CONSIDERATO IN DIRITTO

che il ricorso è inammissibile perchè l’esposizione dei fatti di causa è confezionata mediante l’assemblaggio di parti eterogenee del materiale di causa (ricorso introduttivo di primo grado, parti della memoria di costituzione dell’odierna controricorrente, frammenti della sentenza di primo grado e del ricorso in appello, estratto della sentenza di appello, tra di loro giustapposti con mere proposizioni di collegamento ed episodicamente intercalati da osservazioni critiche), ed essendo privo di una corretta ed essenziale narrazione dei fatti processuali, così come invece previsto dall’art. 366 c.p.c., comma 1, n. 3, finisce con l’addossare a questa Corte il compito, ad essa non spettante, di sceverare da codesta eterogenea pluralità di elementi addotti quelli realmente rilevanti ai fini del decidere (cfr. in tal senso, tra le più recenti, Cass. n. 22185 del 2015);

che ulteriore motivo di inammissibilità si rinviene nella circostanza che i motivi di ricorso, peraltro nemmeno ben distinti tra loro, operano sistematici riferimenti ad atti e documenti processuali (altra sentenza relativa ad altro giudizio che parrebbe essere precorso tra il dante causa dell’odierno ricorrente e Markas s.r.l., c.d. Modello C2, accordo sindacale che parrebbe essere stato stipulato in occasione di una cessione di azienda) non trascritti in ricorso, nemmeno nelle parti all’uopo necessarie per intendere il fondamento fattuale delle censure, e di cui non si dice in quale luogo del fascicolo processuale e/o di parte in atto si troverebbero, in spregio al consolidato principio di diritto secondo cui il ricorrente che denunci l’omessa o inesatta valutazione di atti o documenti prodotti in giudizio, anche ove intenda far valere un vizio in procedendo o di violazione o falsa applicazione di norma di diritto, è onerato, a pena di inammissibilità del ricorso, non solo della specifica indicazione del documento e della chiara indicazione del nesso eziologico tra l’errore denunciato e la pronuncia emessa in concreto, ma anche della completa trascrizione dell’integrale contenuto degli atti e dei documenti di cui lamenta l’omessa o inesatta valutazione (cfr. fra le tante Cass. nn. 14107 del 2017, 11738 del 2016, 19410 del 2015);

che il ricorso, pertanto, va dichiarato inammissibile, provvedendosi come da dispositivo sulle spese del giudizio di legittimità in favore di parte controricorrente, giusta il criterio della soccombenza;

che, in considerazione della declaratoria d’inammissibilità del ricorso, sussistono i presupposti per il versamento, da parte del ricorrente, dell’ulteriore importo a titolo di contributo unificato pari a quello dovuto per il ricorso.

P.Q.M.

La Corte dichiara inammissibile il ricorso e condanna parte ricorrente alla rifusione delle spese del giudizio di legittimità, che si liquidano in Euro 2.700,00, di cui Euro, 2.500,00 per compensi, oltre spese generali in misura pari al 15% e accessori di legge.

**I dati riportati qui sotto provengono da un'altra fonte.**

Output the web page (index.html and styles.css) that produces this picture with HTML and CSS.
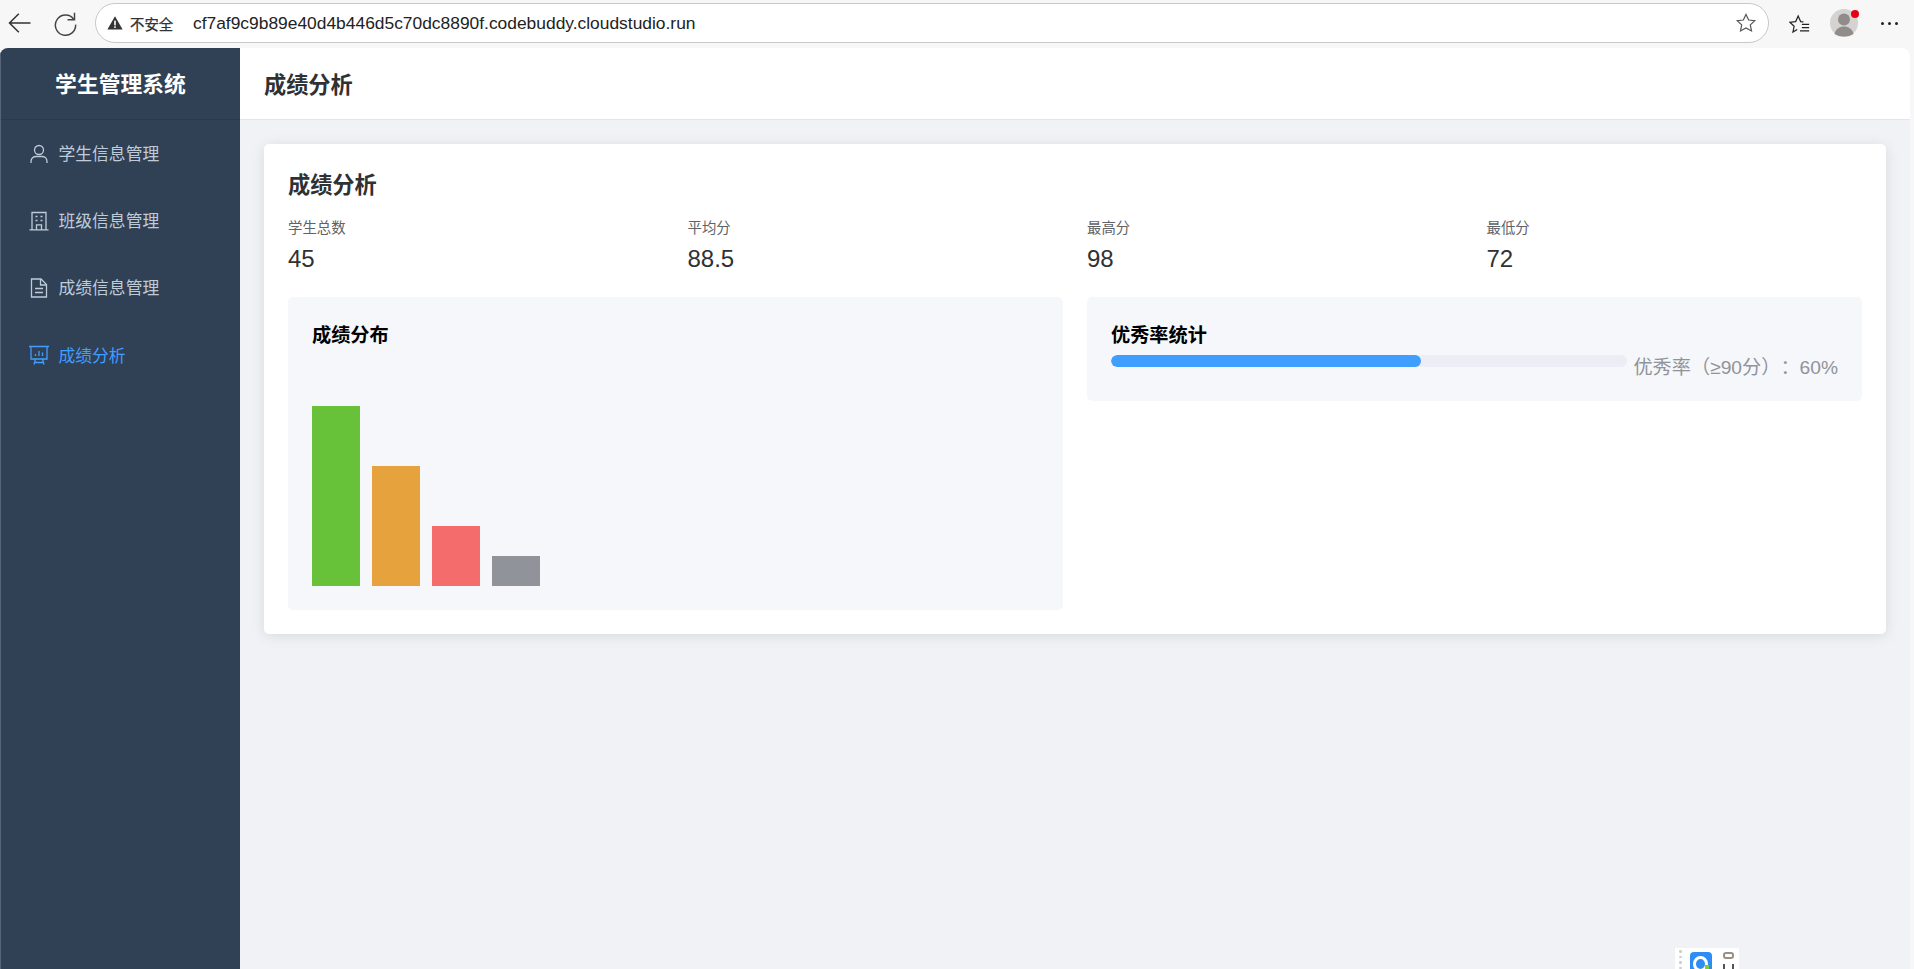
FILE: index.html
```html
<!DOCTYPE html>
<html lang="zh-CN">
<head>
<meta charset="utf-8">
<title>学生管理系统</title>
<link rel="stylesheet" href="styles.css">
</head>
<body>
<div class="toolbar">
  <svg class="tb-back" viewBox="0 0 24 24"><path d="M21 12H3M11 4l-8 8 8 8"/></svg>
  <svg class="tb-reload" viewBox="0 0 24 24"><path d="M19.500 8.500A9 9 0 1 0 21 13"/><path d="M20 2.500v6.200h-6.200"/></svg>
  <div class="urlbar">
    <svg class="warn" viewBox="0 0 16 16"><path d="M8 1.200 15.600 14.600H.4z"/><rect class="warn-mark" x="7.200" y="5.600" width="1.600" height="4.800"/><rect class="warn-mark" x="7.200" y="11.300" width="1.600" height="1.600"/></svg>
    <span class="insecure">不安全</span>
    <span class="url">cf7af9c9b89e40d4b446d5c70dc8890f.codebuddy.cloudstudio.run</span>
    <svg class="star" viewBox="0 0 24 24"><path d="M12 2.600l2.900 6.100 6.700.8-4.900 4.600 1.300 6.600-6-3.300-6 3.300 1.300-6.600L2.400 9.500l6.700-.8z"/></svg>
  </div>
  <svg class="tb-fav" viewBox="0 0 24 24"><path d="M9 18.500l-4.700 2.800 1.300-6.300L1 10.600l6.300-.7L10 3.800l2.700 6.100 3 .3"/><path d="M14 13h8M14 16.500h8M12 20h10"/></svg>
  <div class="avatar">
    <svg viewBox="0 0 28 28"><circle cx="14" cy="10.500" r="6"/><path d="M4.500 25c1-5 5-7.500 9.500-7.500s8.500 2.500 9.500 7.500c-2.500 1.700-6 2.500-9.500 2.500s-7-.8-9.500-2.500z"/></svg>
    <span class="avatar-dot"></span>
  </div>
  <div class="more"><i></i><i></i><i></i></div>
</div>

<div class="window">
  <aside class="sidebar">
    <div class="brand">学生管理系统</div>
    <nav class="menu">
      <a class="menu-item">
        <svg class="menu-icon" viewBox="0 0 20 20"><circle cx="10" cy="6" r="4.500"/><path d="M2 19v-1.500c0-3.200 2.500-5 5-5h6c2.500 0 5 1.800 5 5V19"/></svg>
        <span>学生信息管理</span>
      </a>
      <a class="menu-item">
        <svg class="menu-icon" viewBox="0 0 20 20"><path d="M3 19V1.500h14V19M.5 18.800h19M7.500 18.800v-5h5v5"/><path d="M6.500 5.500h2M11.500 5.500h2M6.500 9.500h2M11.500 9.500h2"/></svg>
        <span>班级信息管理</span>
      </a>
      <a class="menu-item">
        <svg class="menu-icon" viewBox="0 0 20 20"><path d="M2.500 1h9.500l5.500 5.500V19h-15z"/><path d="M11.500 1v6h6M6 10.500h8M6 14.500h8"/></svg>
        <span>成绩信息管理</span>
      </a>
      <a class="menu-item active">
        <svg class="menu-icon" viewBox="0 0 20 20"><path d="M0 1.500h20M2 1.500V14h16V1.500M6.500 14l-1.500 5.500M13.500 14l1.500 5.500M5.500 17.500h9"/><path d="M6.500 11V9M10 11V6M13.500 11V7.500"/></svg>
        <span>成绩分析</span>
      </a>
    </nav>
  </aside>
  <div class="content">
    <header class="topbar">成绩分析</header>
    <main class="main">
      <section class="card">
        <h2 class="card-title">成绩分析</h2>
        <div class="stats">
          <div class="stat"><div class="stat-label">学生总数</div><div class="stat-value">45</div></div>
          <div class="stat"><div class="stat-label">平均分</div><div class="stat-value">88.5</div></div>
          <div class="stat"><div class="stat-label">最高分</div><div class="stat-value">98</div></div>
          <div class="stat"><div class="stat-label">最低分</div><div class="stat-value">72</div></div>
        </div>
        <div class="panels">
          <div class="panel">
            <h3 class="panel-title">成绩分布</h3>
            <div class="chart">
              <div class="bar bar-green"></div>
              <div class="bar bar-orange"></div>
              <div class="bar bar-red"></div>
              <div class="bar bar-gray"></div>
            </div>
          </div>
          <div class="panel">
            <h3 class="panel-title">优秀率统计</h3>
            <div class="progress">
              <div class="track"><div class="fill"></div></div>
              <div class="progress-text">优秀率（≥90分）：60%</div>
            </div>
          </div>
        </div>
      </section>
    </main>
  </div>
</div>

<div class="widget">
  <div class="grip"><i></i><i></i><i></i><i></i></div>
  <div class="widget-logo"><span class="widget-ring"></span><span class="widget-tick"></span></div>
  <div class="widget-side"><span class="widget-top"></span><span class="widget-bottom"></span></div>
</div>
</body>
</html>
```
FILE: styles.css
```css
* { box-sizing: border-box; }
html, body { height: 100%; }
body {
  margin: 0;
  height: 969px;
  overflow: hidden;
  background: #f7f7f7;
  font-family: "Liberation Sans", "Noto Sans CJK SC", sans-serif;
  display: flex;
  flex-direction: column;
}

/* browser chrome */
.toolbar {
  height: 48px;
  flex: none;
  display: flex;
  align-items: center;
  padding: 0 16px 2px 6px;
  background: #f7f7f7;
}
.toolbar svg { fill: none; stroke: #333; stroke-width: 1.3; }
.toolbar .tb-back { width: 28px; height: 28px; margin-right: 18px; flex: none; }
.toolbar .tb-reload { width: 27px; height: 27px; margin-right: 16px; stroke: #444; flex: none; }
.urlbar {
  width: 1674px;
  height: 40px;
  flex: none;
  display: flex;
  align-items: center;
  padding: 0 11px 0 11px;
  background: #fff;
  border: 1px solid #c8c8c8;
  border-radius: 20px;
}
.toolbar .warn { width: 16px; height: 16px; fill: #333; stroke: none; margin-right: 7px; }
.warn-mark { fill: #fff; }
.insecure { font-size: 14.4px; color: #333; width: 63px; flex: none; -webkit-text-stroke: .25px #333; }
.url { font-size: 17.4px; color: #222; flex: 1; white-space: nowrap; }
.toolbar .star { width: 22px; height: 22px; stroke: #555; stroke-width: 1.3; }
.toolbar .tb-fav { width: 23px; height: 23px; margin-left: 20px; stroke: #222; stroke-width: 1.3; }
.avatar {
  position: relative;
  width: 28px;
  height: 28px;
  margin-left: 19px;
  border-radius: 50%;
  background: #d4d3d1;
  overflow: visible;
}
.toolbar .avatar svg { display: block; width: 28px; height: 28px; fill: #8f8c89; stroke: none; }
.avatar-dot {
  position: absolute;
  top: 1px;
  right: -1px;
  width: 8px;
  height: 8px;
  border-radius: 50%;
  background: #e60012;
}
.more { display: flex; gap: 4px; margin-left: 23px; }
.more i { width: 3px; height: 3px; border-radius: 50%; background: #222; }

/* window */
.window {
  flex: 1;
  min-height: 0;
  display: flex;
  margin-right: 4px;
  border-radius: 8px 8px 0 0;
  overflow: hidden;
  background: #f0f2f5;
}
.sidebar {
  width: 240px;
  flex: none;
  background: #304156;
  border-left: 1px solid #56657a;
}
.brand {
  height: 72px;
  padding-bottom: 2px;
  display: flex;
  align-items: center;
  justify-content: center;
  font-size: 21.8px;
  font-weight: 700;
  color: #fff;
  border-bottom: 1px solid #2a394c;
}
.menu { display: flex; flex-direction: column; }
.menu-item {
  height: 67.2px;
  display: flex;
  align-items: center;
  padding-left: 28px;
  gap: 9.500px;
  font-size: 16.8px;
  color: #bfcbd9;
}
.menu-item span { margin-bottom: 1.500px; }
.menu-item.active span { margin-bottom: 0; }
.menu-item.active { color: #409eff; }
.menu-icon {
  width: 20px;
  height: 20px;
  flex: none;
  fill: none;
  stroke: currentColor;
  stroke-width: 1.300;
}

.content { flex: 1; min-width: 0; display: flex; flex-direction: column; }
.topbar {
  height: 72px;
  flex: none;
  display: flex;
  align-items: center;
  padding-left: 24px;
  padding-bottom: 2px;
  background: #fff;
  border-bottom: 1px solid #e6e6e6;
  font-size: 22.2px;
  font-weight: 700;
  color: #303133;
}
.main { flex: 1; padding: 24px 24px 0; }
.card {
  height: 490px;
  padding: 24px;
  background: #fff;
  border-radius: 5px;
  box-shadow: 0 2px 14px rgba(0, 0, 0, .1);
}
.card-title {
  margin: 0;
  height: 36px;
  line-height: 35px;
  font-size: 22.2px;
  font-weight: 700;
  color: #303133;
}
.stats { display: grid; grid-template-columns: repeat(4, 1fr); gap: 24px; margin-top: 14px; }
.stat-label { height: 20px; line-height: 20px; font-size: 14.4px; color: #606266; }
.stat-value { margin-top: 2px; height: 37px; line-height: 37px; font-size: 24px; color: #303133; }
.panels {
  display: grid;
  grid-template-columns: 1fr 1fr;
  gap: 24px;
  align-items: start;
  margin-top: 20px;
}
.panel { padding: 24px; background: #f5f7fa; border-radius: 5px; }
.panel-title {
  margin: 0;
  height: 34px;
  line-height: 29px;
  font-size: 19.2px;
  font-weight: 700;
  color: #000;
}
.chart { height: 231px; display: flex; align-items: flex-end; gap: 12px; }
.bar { width: 48px; }
.bar-green { height: 180px; background: #67c23a; }
.bar-orange { height: 120px; background: #e6a23c; }
.bar-red { height: 60px; background: #f56c6c; }
.bar-gray { height: 30px; background: #909399; }
.progress { display: flex; align-items: flex-start; }
.track { flex: 1; height: 12px; background: #ebeef5; border-radius: 6px; overflow: hidden; }
.fill { width: 60%; height: 100%; background: #409eff; border-radius: 6px; }
.progress-text {
  margin-left: 6px;
  height: 22px;
  line-height: 25px;
  font-size: 19.2px;
  color: #909399;
  white-space: nowrap;
  text-spacing-trim: space-all;
  font-feature-settings: "palt" 0;
}

/* floating widget, cut by the window edge */
.widget {
  position: absolute;
  left: 1675px;
  top: 948px;
  width: 64px;
  height: 21px;
  display: flex;
  background: #fff;
  overflow: hidden;
}
.grip { width: 10px; display: flex; flex-direction: column; gap: 3px; padding: 2px 0 0 4px; }
.grip i { width: 3px; height: 3px; border-radius: 50%; background: #ccc; }
.widget-logo {
  position: relative;
  width: 22px;
  height: 22px;
  margin-left: 5px;
  margin-top: 4px;
  border-radius: 4px;
  background: #2e8df5;
}
.widget-ring {
  position: absolute;
  left: 3px;
  top: 4px;
  width: 15px;
  height: 16px;
  border: 3px solid #fff;
  border-radius: 50%;
}
.widget-tick {
  position: absolute;
  left: 15px;
  top: 13px;
  width: 4px;
  height: 4px;
  background: #7ed321;
}
.widget-side { position: relative; width: 12px; margin-left: 11px; }
.widget-top {
  position: absolute;
  left: 0;
  top: 4px;
  width: 11px;
  height: 7px;
  border: 2px solid #9a8f85;
  border-radius: 3px;
}
.widget-bottom {
  position: absolute;
  left: 0;
  top: 16px;
  width: 11px;
  height: 5px;
  border-left: 2px solid #555;
  border-right: 2px solid #555;
}
```
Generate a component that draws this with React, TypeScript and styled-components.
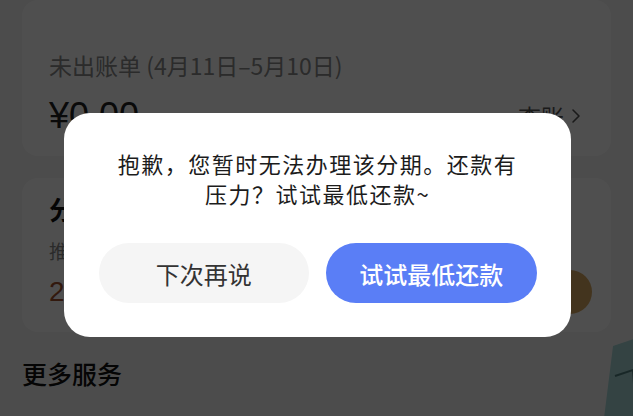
import React from "react";
import styled, { createGlobalStyle } from "styled-components";
import { ChevronRight } from "lucide-react";

const GlobalStyle = createGlobalStyle`
  html, body {
    margin: 0;
    padding: 0;
    width: 633px;
    height: 416px;
    overflow: hidden;
    background: #f6f6f6;
    font-family: "Noto Sans CJK SC", "Noto Sans", sans-serif;
  }
`;

const Page = styled.div`
  width: 633px;
  height: 416px;
  box-sizing: border-box;
  padding: 0 22px;
  display: flex;
  flex-direction: column;
  gap: 22px;
  overflow: hidden;
  position: relative;
`;

const Card = styled.div<{ $top?: number }>`
  background: #ffffff;
  border-radius: 16px;
  padding: ${(p) => p.$top ?? 20}px 27px 18px 27px;
  display: flex;
  flex-direction: column;
`;

const BillTitle = styled.div`
  font-size: 23px;
  color: #8a8a8a;
  line-height: 30px;
`;

const AmountRow = styled.div`
  display: flex;
  justify-content: space-between;
  align-items: center;
  margin-top: 14px;
`;

const Amount = styled.div`
  font-size: 36px;
  font-weight: 500;
  color: #222;
  line-height: 44px;
  font-family: "Liberation Sans", "Noto Sans CJK SC", sans-serif;
`;

const LinkText = styled.div`
  display: flex;
  align-items: center;
  font-size: 23px;
  color: #555;
  margin-right: -4px;
`;

const SectionTitle = styled.div`
  font-size: 26px;
  font-weight: 700;
  color: #111;
  line-height: 34px;
`;

const Hint = styled.div`
  font-size: 19px;
  color: #888;
  margin-top: 12px;
  line-height: 26px;
`;

const PlanRow = styled.div`
  display: flex;
  justify-content: space-between;
  align-items: center;
  margin-top: 6px;
`;

const PlanNum = styled.div`
  font-size: 28px;
  color: #a2532e;
  font-family: "Liberation Sans", sans-serif;
`;

const GoldButton = styled.div`
  width: 110px;
  height: 44px;
  border-radius: 22px;
  background: #d7a862;
  margin-right: -8px;
`;

const MoreTitle = styled.div`
  font-size: 25px;
  font-weight: 500;
  color: #111;
  line-height: 34px;
  margin-top: 2px;
`;

const Deco = styled.svg`
  position: absolute;
  right: -10px;
  bottom: -10px;
`;

const Overlay = styled.div`
  position: fixed;
  inset: 0;
  background: rgba(0, 0, 0, 0.69);
  display: flex;
  justify-content: center;
  align-items: flex-start;
  padding-top: 113px;
  padding-left: 1px;
`;

const Dialog = styled.div`
  width: 507px;
  box-sizing: border-box;
  background: #fff;
  border-radius: 26px;
  padding: 35px 34px 34px 35px;
  display: flex;
  flex-direction: column;
  gap: 35px;
`;

const Message = styled.div`
  font-size: 22px;
  line-height: 30px;
  letter-spacing: 1.5px;
  color: #1c1c1c;
  text-align: center;
  padding: 0 11px;
`;

const Actions = styled.div`
  display: grid;
  grid-template-columns: 1fr 1fr;
  gap: 17px;
`;

const ActionButton = styled.button<{ $primary?: boolean }>`
  height: 60px;
  border: none;
  border-radius: 30px;
  font-family: inherit;
  font-size: 24px;
  font-weight: ${(p) => (p.$primary ? 500 : 400)};
  color: ${(p) => (p.$primary ? "#fff" : "#333")};
  background: ${(p) => (p.$primary ? "#5a7ef6" : "#f5f5f5")};
  cursor: pointer;
`;

export default function App() {
  return (
    <>
      <GlobalStyle />
      <Page>
        <Card $top={50}>
          <BillTitle>未出账单 (4月11日–5月10日)</BillTitle>
          <AmountRow>
            <Amount>¥0.00</Amount>
            <LinkText>
              查账
              <ChevronRight size={24} strokeWidth={1.6} />
            </LinkText>
          </AmountRow>
        </Card>
        <Card $top={14}>
          <SectionTitle>分期还款</SectionTitle>
          <Hint>推荐分期方案</Hint>
          <PlanRow>
            <PlanNum>24期</PlanNum>
            <GoldButton />
          </PlanRow>
        </Card>
        <MoreTitle>更多服务</MoreTitle>
        <Deco width="40" height="90" viewBox="0 0 40 90">
          <path d="M10 10 L40 0 L40 90 L0 90 Z" fill="#a8d8d8" />
          <path d="M12 40 L30 34 L34 90" stroke="#4f7f7f" strokeWidth="2" fill="none" />
        </Deco>
      </Page>
      <Overlay>
        <Dialog>
          <Message>抱歉，您暂时无法办理该分期。还款有压力？试试最低还款~</Message>
          <Actions>
            <ActionButton>下次再说</ActionButton>
            <ActionButton $primary>试试最低还款</ActionButton>
          </Actions>
        </Dialog>
      </Overlay>
    </>
  );
}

Ai sensi del D.P.R. n. 115 del 2002, art. 13, comma 1 quater, dà atto della sussistenza dei presupposti per il versamento da parte del ricorrente dell’ulteriore importo a titolo di contributo unificato pari a quello dovuto per il ricorso a norma dello stesso art. 13, comma 1 – bis, ove dovuto.

Così deciso in Roma, nell’adunanza camerale, il 3 luglio 2019.